Nelle amicizie, nel lavoro, nelle parrocchie e nei gruppi che frequentiamo cercare di portare avanti questa duplice linea guida: da un lato denunciare apertamente i mali del tempo senza timori di sorta, avendo soltanto la cautela di non terrorizzare i pusilli, di non fare un danno maggiore e di essere graduali ed elastici come lo fu lo stesso Cristo nel proclamare la sua divinità e nel fondare la sua Chiesa. Lui che tutto poteva, attese i tempi di Dio e non partì con l’evangelizzazione a 18 anni, sbandierando la sua divinità, facendo portenti su richiesta e scomunicando a destra e a manca. Ci vuole una certa pedagogia e un certo savoir faire nel descrivere la realtà terrifica che ci sta davanti. Se dico ai bambini che lo Stato italiano per pura ideologia ammazza nei suoi ospedali migliaia di bambini all’anno (cosa verissima dall’approvazione della 194), forse rischio di scandalizzarli un po’, dunque è meglio andarci piano, senza mai negare la verità, pur abominevole che sia. D’altra parte, è d’uopo cercare con vivo impegno e forte zelo di avere quella carità, quella dolcezza, quella pazienza, quell’apertura di cuore e di mente che si dovrebbe avere nella società cristiana la quale, se è severa nei valori e non concede nulla a Satana e ai suoi accoliti, è altresì forgiata dalla buone maniere (e non dal manierismo borghese!), dalla dolcezza del tratto, dalla bontà e dall’elevatezza dei costumi come ci hanno insegnato innumerevoli santi.
Se nelle nostre famiglie cattoliche, unite e armoniose, si respirerà quell’atmosfera evangelica che ha reso immortale la cristianità italiana, e se tante famiglie si uniranno per quanto possibile tra loro, non senza l’aiuto di oasi spirituali sacerdotali e religiose, allora potremo sperare di invertire il corso, per nulla predeterminato, della storia e della politica. Senza fare come gli statunitensi amish e vivere separati dal resto del mondo definito impuro e decadente, potremo “separarci” dall’immondo mondo di oggi, grazie alla vita virtuosa che condurremo, se ne abbiamo la volontà.
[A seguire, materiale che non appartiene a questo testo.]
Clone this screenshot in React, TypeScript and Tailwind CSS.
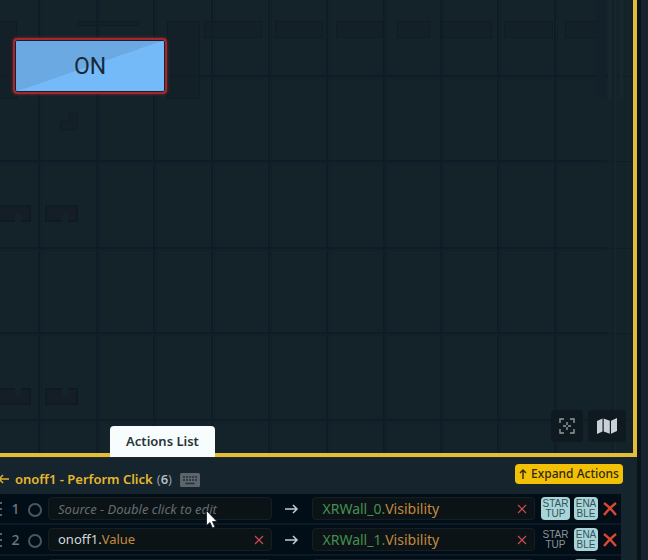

Vita virtuosa che è resa facile ed accessibile proprio dalla costituzione di piccole cristianità, sparse ma legate tra loro da vincoli di amicizia e di fraternità.Non bisogna indietreggiare nelle idee e negli ideali, ma senza la costituzione di centri di resistenza e di contrattacco, sarebbe difficilissimo non essere contagiati dai numerosi virus della modernità tardiva, tendenzialmente morta e mortifera. La famiglia cattolica deve essere oggi un baluardo: famiglia sana e forte, di buona cultura (se possibile) e ben educata, allegra e gioviale ( riso fa buon sangue e chi è triste pecca…), combattiva e pia, intransigente nei principi e misericordiosa colle anime sbandate dal nemico comune.